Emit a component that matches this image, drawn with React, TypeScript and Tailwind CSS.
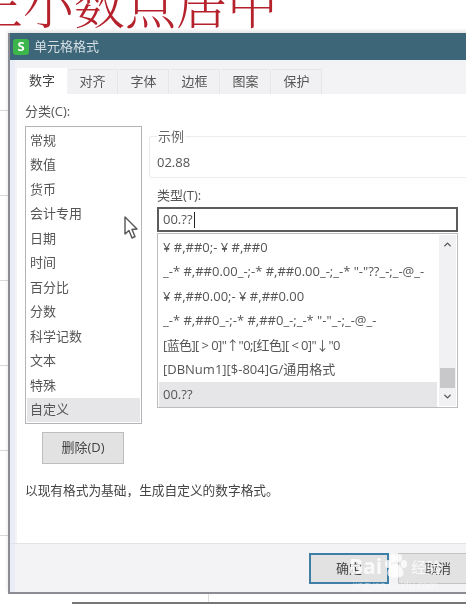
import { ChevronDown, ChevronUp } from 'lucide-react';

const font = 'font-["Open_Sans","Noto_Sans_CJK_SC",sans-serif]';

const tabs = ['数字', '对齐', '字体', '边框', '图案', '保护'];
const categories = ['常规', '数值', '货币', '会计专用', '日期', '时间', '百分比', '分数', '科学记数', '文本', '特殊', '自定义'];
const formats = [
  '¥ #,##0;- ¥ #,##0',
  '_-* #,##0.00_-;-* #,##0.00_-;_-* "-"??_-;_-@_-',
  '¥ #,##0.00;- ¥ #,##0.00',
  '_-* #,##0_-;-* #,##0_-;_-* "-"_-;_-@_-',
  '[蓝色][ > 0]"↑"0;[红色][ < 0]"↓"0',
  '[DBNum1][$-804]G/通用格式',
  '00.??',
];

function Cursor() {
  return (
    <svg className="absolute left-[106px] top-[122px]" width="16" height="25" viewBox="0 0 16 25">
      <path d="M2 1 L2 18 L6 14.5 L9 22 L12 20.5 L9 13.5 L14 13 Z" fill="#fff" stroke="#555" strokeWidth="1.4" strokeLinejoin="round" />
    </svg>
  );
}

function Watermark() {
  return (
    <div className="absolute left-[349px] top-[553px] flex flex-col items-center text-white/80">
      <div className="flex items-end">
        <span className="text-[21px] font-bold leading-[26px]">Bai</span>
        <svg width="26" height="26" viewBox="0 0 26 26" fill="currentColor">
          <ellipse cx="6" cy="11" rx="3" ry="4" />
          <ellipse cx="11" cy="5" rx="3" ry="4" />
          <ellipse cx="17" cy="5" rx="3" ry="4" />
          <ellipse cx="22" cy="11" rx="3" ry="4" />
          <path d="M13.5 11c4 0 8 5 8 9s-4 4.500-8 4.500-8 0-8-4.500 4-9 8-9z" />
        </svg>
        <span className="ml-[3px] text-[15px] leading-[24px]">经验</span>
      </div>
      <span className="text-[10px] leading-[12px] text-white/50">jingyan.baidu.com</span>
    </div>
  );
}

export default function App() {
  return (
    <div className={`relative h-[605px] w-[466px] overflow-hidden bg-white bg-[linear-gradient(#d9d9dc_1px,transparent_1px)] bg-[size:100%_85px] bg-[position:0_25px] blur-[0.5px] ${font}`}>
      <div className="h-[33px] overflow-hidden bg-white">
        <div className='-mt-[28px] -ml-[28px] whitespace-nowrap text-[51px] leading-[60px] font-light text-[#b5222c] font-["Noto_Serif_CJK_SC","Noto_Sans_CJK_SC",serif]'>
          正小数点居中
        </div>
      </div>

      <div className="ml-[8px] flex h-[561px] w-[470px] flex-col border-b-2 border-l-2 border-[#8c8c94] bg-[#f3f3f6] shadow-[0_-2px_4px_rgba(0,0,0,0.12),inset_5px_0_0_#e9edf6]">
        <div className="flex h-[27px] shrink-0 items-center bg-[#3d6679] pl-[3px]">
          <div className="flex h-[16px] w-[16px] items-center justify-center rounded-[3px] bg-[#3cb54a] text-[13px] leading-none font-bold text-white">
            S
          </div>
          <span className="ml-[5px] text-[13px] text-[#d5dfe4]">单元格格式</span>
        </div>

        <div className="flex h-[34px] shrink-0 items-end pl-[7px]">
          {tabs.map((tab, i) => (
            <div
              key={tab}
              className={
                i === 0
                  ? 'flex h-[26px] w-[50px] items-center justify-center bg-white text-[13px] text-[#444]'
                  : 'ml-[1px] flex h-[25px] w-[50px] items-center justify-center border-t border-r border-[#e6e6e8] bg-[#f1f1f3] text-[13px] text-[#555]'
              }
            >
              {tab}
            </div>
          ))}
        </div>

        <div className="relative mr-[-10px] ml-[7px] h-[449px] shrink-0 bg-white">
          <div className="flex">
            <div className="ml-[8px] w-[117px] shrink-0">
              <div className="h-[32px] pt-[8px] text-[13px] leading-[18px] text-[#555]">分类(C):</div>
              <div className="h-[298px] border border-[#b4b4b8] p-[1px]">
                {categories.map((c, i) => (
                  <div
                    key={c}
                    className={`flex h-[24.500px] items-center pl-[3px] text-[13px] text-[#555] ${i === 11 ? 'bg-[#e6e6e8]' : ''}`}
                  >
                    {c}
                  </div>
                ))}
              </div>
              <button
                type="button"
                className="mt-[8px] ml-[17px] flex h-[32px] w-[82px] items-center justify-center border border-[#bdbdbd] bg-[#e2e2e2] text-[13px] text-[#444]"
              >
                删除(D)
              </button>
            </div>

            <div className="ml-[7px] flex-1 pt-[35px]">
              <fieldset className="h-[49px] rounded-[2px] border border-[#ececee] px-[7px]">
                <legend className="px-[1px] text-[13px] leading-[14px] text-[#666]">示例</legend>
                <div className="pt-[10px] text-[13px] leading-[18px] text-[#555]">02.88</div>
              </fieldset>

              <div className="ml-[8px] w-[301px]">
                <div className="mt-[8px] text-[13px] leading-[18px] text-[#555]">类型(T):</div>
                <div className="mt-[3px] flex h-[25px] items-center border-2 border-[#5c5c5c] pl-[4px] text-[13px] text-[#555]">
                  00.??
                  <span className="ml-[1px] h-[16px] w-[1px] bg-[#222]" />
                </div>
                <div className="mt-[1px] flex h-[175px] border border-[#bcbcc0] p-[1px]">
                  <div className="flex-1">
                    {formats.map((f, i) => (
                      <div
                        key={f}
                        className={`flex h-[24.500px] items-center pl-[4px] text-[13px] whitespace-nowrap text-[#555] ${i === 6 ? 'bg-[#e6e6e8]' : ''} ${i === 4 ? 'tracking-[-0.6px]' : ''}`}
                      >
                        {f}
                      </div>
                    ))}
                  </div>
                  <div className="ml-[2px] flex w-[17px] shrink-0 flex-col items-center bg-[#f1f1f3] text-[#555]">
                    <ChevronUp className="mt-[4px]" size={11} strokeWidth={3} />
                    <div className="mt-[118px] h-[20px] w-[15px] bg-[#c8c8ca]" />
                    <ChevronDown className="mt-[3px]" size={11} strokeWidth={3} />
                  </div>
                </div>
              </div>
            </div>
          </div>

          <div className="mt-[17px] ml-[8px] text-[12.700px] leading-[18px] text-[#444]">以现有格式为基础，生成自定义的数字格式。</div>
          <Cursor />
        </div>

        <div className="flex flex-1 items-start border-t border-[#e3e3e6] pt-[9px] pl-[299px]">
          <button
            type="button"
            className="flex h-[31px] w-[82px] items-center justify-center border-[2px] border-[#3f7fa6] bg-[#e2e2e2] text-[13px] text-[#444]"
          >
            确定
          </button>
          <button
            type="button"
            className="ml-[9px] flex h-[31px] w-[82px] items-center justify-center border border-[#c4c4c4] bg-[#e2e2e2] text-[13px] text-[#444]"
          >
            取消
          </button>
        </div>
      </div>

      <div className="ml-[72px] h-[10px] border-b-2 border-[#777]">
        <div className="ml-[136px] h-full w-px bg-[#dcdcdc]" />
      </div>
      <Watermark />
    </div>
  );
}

* Exercise objective *
Reproduce the full listing above verbatim, with no pictures included.

* Answer for the task *
Emit a component that matches this image, drawn with React, TypeScript and Tailwind CSS.
import { ChevronDown, ChevronUp } from 'lucide-react';

const font = 'font-["Open_Sans","Noto_Sans_CJK_SC",sans-serif]';

const tabs = ['数字', '对齐', '字体', '边框', '图案', '保护'];
const categories = ['常规', '数值', '货币', '会计专用', '日期', '时间', '百分比', '分数', '科学记数', '文本', '特殊', '自定义'];
const formats = [
  '¥ #,##0;- ¥ #,##0',
  '_-* #,##0.00_-;-* #,##0.00_-;_-* "-"??_-;_-@_-',
  '¥ #,##0.00;- ¥ #,##0.00',
  '_-* #,##0_-;-* #,##0_-;_-* "-"_-;_-@_-',
  '[蓝色][ > 0]"↑"0;[红色][ < 0]"↓"0',
  '[DBNum1][$-804]G/通用格式',
  '00.??',
];

function Cursor() {
  return (
    <svg className="absolute left-[106px] top-[122px]" width="16" height="25" viewBox="0 0 16 25">
      <path d="M2 1 L2 18 L6 14.5 L9 22 L12 20.5 L9 13.5 L14 13 Z" fill="#fff" stroke="#555" strokeWidth="1.4" strokeLinejoin="round" />
    </svg>
  );
}

function Watermark() {
  return (
    <div className="absolute left-[349px] top-[553px] flex flex-col items-center text-white/80">
      <div className="flex items-end">
        <span className="text-[21px] font-bold leading-[26px]">Bai</span>
        <svg width="26" height="26" viewBox="0 0 26 26" fill="currentColor">
          <ellipse cx="6" cy="11" rx="3" ry="4" />
          <ellipse cx="11" cy="5" rx="3" ry="4" />
          <ellipse cx="17" cy="5" rx="3" ry="4" />
          <ellipse cx="22" cy="11" rx="3" ry="4" />
          <path d="M13.5 11c4 0 8 5 8 9s-4 4.500-8 4.500-8 0-8-4.500 4-9 8-9z" />
        </svg>
        <span className="ml-[3px] text-[15px] leading-[24px]">经验</span>
      </div>
      <span className="text-[10px] leading-[12px] text-white/50">jingyan.baidu.com</span>
    </div>
  );
}

export default function App() {
  return (
    <div className={`relative h-[605px] w-[466px] overflow-hidden bg-white bg-[linear-gradient(#d9d9dc_1px,transparent_1px)] bg-[size:100%_85px] bg-[position:0_25px] blur-[0.5px] ${font}`}>
      <div className="h-[33px] overflow-hidden bg-white">
        <div className='-mt-[28px] -ml-[28px] whitespace-nowrap text-[51px] leading-[60px] font-light text-[#b5222c] font-["Noto_Serif_CJK_SC","Noto_Sans_CJK_SC",serif]'>
          正小数点居中
        </div>
      </div>

      <div className="ml-[8px] flex h-[561px] w-[470px] flex-col border-b-2 border-l-2 border-[#8c8c94] bg-[#f3f3f6] shadow-[0_-2px_4px_rgba(0,0,0,0.12),inset_5px_0_0_#e9edf6]">
        <div className="flex h-[27px] shrink-0 items-center bg-[#3d6679] pl-[3px]">
          <div className="flex h-[16px] w-[16px] items-center justify-center rounded-[3px] bg-[#3cb54a] text-[13px] leading-none font-bold text-white">
            S
          </div>
          <span className="ml-[5px] text-[13px] text-[#d5dfe4]">单元格格式</span>
        </div>

        <div className="flex h-[34px] shrink-0 items-end pl-[7px]">
          {tabs.map((tab, i) => (
            <div
              key={tab}
              className={
                i === 0
                  ? 'flex h-[26px] w-[50px] items-center justify-center bg-white text-[13px] text-[#444]'
                  : 'ml-[1px] flex h-[25px] w-[50px] items-center justify-center border-t border-r border-[#e6e6e8] bg-[#f1f1f3] text-[13px] text-[#555]'
              }
            >
              {tab}
            </div>
          ))}
        </div>

        <div className="relative mr-[-10px] ml-[7px] h-[449px] shrink-0 bg-white">
          <div className="flex">
            <div className="ml-[8px] w-[117px] shrink-0">
              <div className="h-[32px] pt-[8px] text-[13px] leading-[18px] text-[#555]">分类(C):</div>
              <div className="h-[298px] border border-[#b4b4b8] p-[1px]">
                {categories.map((c, i) => (
                  <div
                    key={c}
                    className={`flex h-[24.500px] items-center pl-[3px] text-[13px] text-[#555] ${i === 11 ? 'bg-[#e6e6e8]' : ''}`}
                  >
                    {c}
                  </div>
                ))}
              </div>
              <button
                type="button"
                className="mt-[8px] ml-[17px] flex h-[32px] w-[82px] items-center justify-center border border-[#bdbdbd] bg-[#e2e2e2] text-[13px] text-[#444]"
              >
                删除(D)
              </button>
            </div>

            <div className="ml-[7px] flex-1 pt-[35px]">
              <fieldset className="h-[49px] rounded-[2px] border border-[#ececee] px-[7px]">
                <legend className="px-[1px] text-[13px] leading-[14px] text-[#666]">示例</legend>
                <div className="pt-[10px] text-[13px] leading-[18px] text-[#555]">02.88</div>
              </fieldset>

              <div className="ml-[8px] w-[301px]">
                <div className="mt-[8px] text-[13px] leading-[18px] text-[#555]">类型(T):</div>
                <div className="mt-[3px] flex h-[25px] items-center border-2 border-[#5c5c5c] pl-[4px] text-[13px] text-[#555]">
                  00.??
                  <span className="ml-[1px] h-[16px] w-[1px] bg-[#222]" />
                </div>
                <div className="mt-[1px] flex h-[175px] border border-[#bcbcc0] p-[1px]">
                  <div className="flex-1">
                    {formats.map((f, i) => (
                      <div
                        key={f}
                        className={`flex h-[24.500px] items-center pl-[4px] text-[13px] whitespace-nowrap text-[#555] ${i === 6 ? 'bg-[#e6e6e8]' : ''} ${i === 4 ? 'tracking-[-0.6px]' : ''}`}
                      >
                        {f}
                      </div>
                    ))}
                  </div>
                  <div className="ml-[2px] flex w-[17px] shrink-0 flex-col items-center bg-[#f1f1f3] text-[#555]">
                    <ChevronUp className="mt-[4px]" size={11} strokeWidth={3} />
                    <div className="mt-[118px] h-[20px] w-[15px] bg-[#c8c8ca]" />
                    <ChevronDown className="mt-[3px]" size={11} strokeWidth={3} />
                  </div>
                </div>
              </div>
            </div>
          </div>

          <div className="mt-[17px] ml-[8px] text-[12.700px] leading-[18px] text-[#444]">以现有格式为基础，生成自定义的数字格式。</div>
          <Cursor />
        </div>

        <div className="flex flex-1 items-start border-t border-[#e3e3e6] pt-[9px] pl-[299px]">
          <button
            type="button"
            className="flex h-[31px] w-[82px] items-center justify-center border-[2px] border-[#3f7fa6] bg-[#e2e2e2] text-[13px] text-[#444]"
          >
            确定
          </button>
          <button
            type="button"
            className="ml-[9px] flex h-[31px] w-[82px] items-center justify-center border border-[#c4c4c4] bg-[#e2e2e2] text-[13px] text-[#444]"
          >
            取消
          </button>
        </div>
      </div>

      <div className="ml-[72px] h-[10px] border-b-2 border-[#777]">
        <div className="ml-[136px] h-full w-px bg-[#dcdcdc]" />
      </div>
      <Watermark />
    </div>
  );
}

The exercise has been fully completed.